The audit suggests that information and documents were released to individuals involved in legal challenges against the municipality and also that copies of leases were collected and held during the 2018 election.
“I don’t know what has happened with the information,” Shaw tells the MyBancroftNow.com newsroom. She says announcements will be made as they continue with their internal audit and finding out more about the situation.
Shaw explains the situation started in June 2019. “A complaint filed with the Municipal Integrity Commissioner included a package of emails that had been released by the municipality without following the process outlined in the Municipal Freedom of Information Protection of Privacy Act,” she says. A complaint was filed against Wollaston through the Information and Privacy Commissioner of Ontario because of that.
A related Freedom of Information request is what ended up revealing the breach. Shaw states that municipal staff sent an electronic copy of the municipal voter’s list to a shared, personal Hotmail account during the 2018 election. “This discovery was self-reported, by the Township, to the IPC, as required,” Shaw says.
Shaw notes that since Wollaston’s current council was sworn-in in 2019, “most” of the municipality’s senior staff has been replaced over the past year, but did not comment on any specific staffing changes in relation to this data breach. “Our duty is to report what has happened and try to get to the bottom of it,” she says.
“Wollaston Township has worked to contact those community members who were the recipients of the documents that were released but to date, they are not responding to our inquiries and as a result, we are now required to proceed with legal assistance,” Shaw says. “This breach is extensive and impacts anyone that was on the last voter’s list because names and addresses were released,” she continues. “The released list also includes data on anyone who had returned ballots before October 16, 2018.”
She continues that the municipality has been working with the IPC to understand the extent of the privacy breach. “It is our responsibility to determine why information has been released, where it was released to, who shared it, who has copies, and we are also responsible for determining if this was a systemic practice,” Shaw says.
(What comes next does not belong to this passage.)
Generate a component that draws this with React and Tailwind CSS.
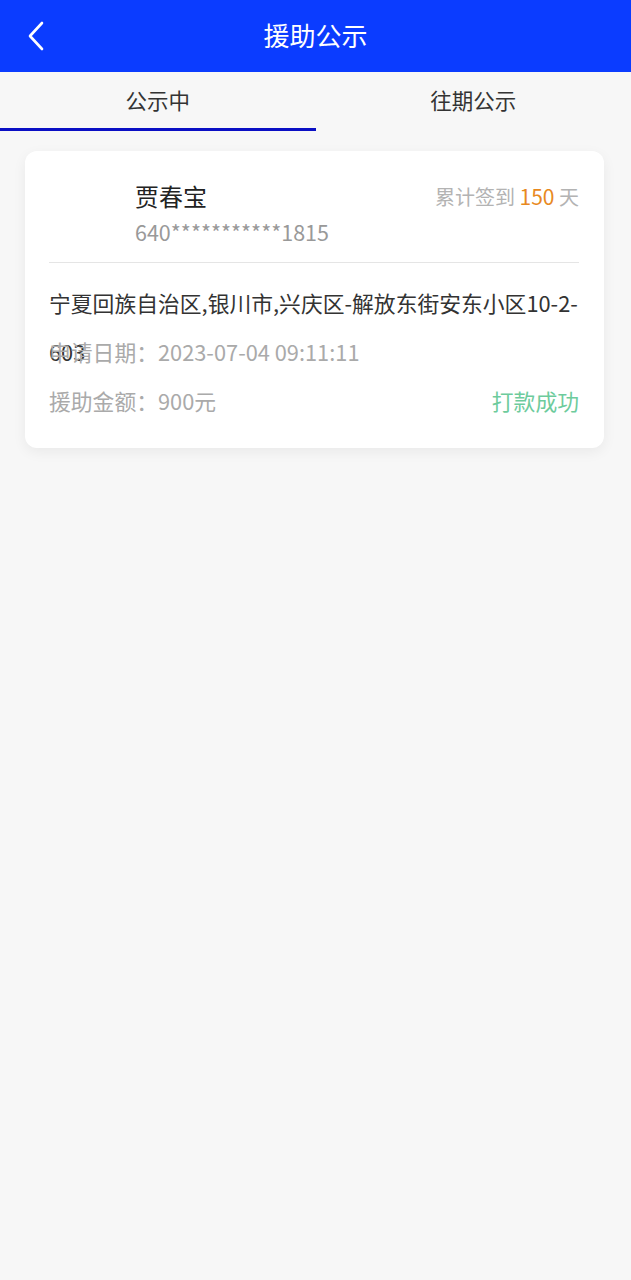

She adds that the IPC encouraged an audit of staff emails and files to determine if this is a regular practice and the preliminary findings are “concerning.”
Shaw says the municipality will continue to work with the IPC to complete its audit. They will also work to develop and implement training so that a situation like this does not happen again in the future. “This was an upsetting discovery and the process is a difficult one to be navigating,” Shaw says. “All stakeholders have the right to fair and equitable treatment by municipal staff and breaches of this nature are unsettling and unfortunately, they leave more questions than answers.” Shaw says training will be key in this. “We all need to understand that when we are collecting information about our residents and ratepayers we need to manage that responsibly,” she says.
Shaw asks any members of the community to reach out to the municipality if they believe they have gotten any personal information from them that was not the result of a Freedom of Information request.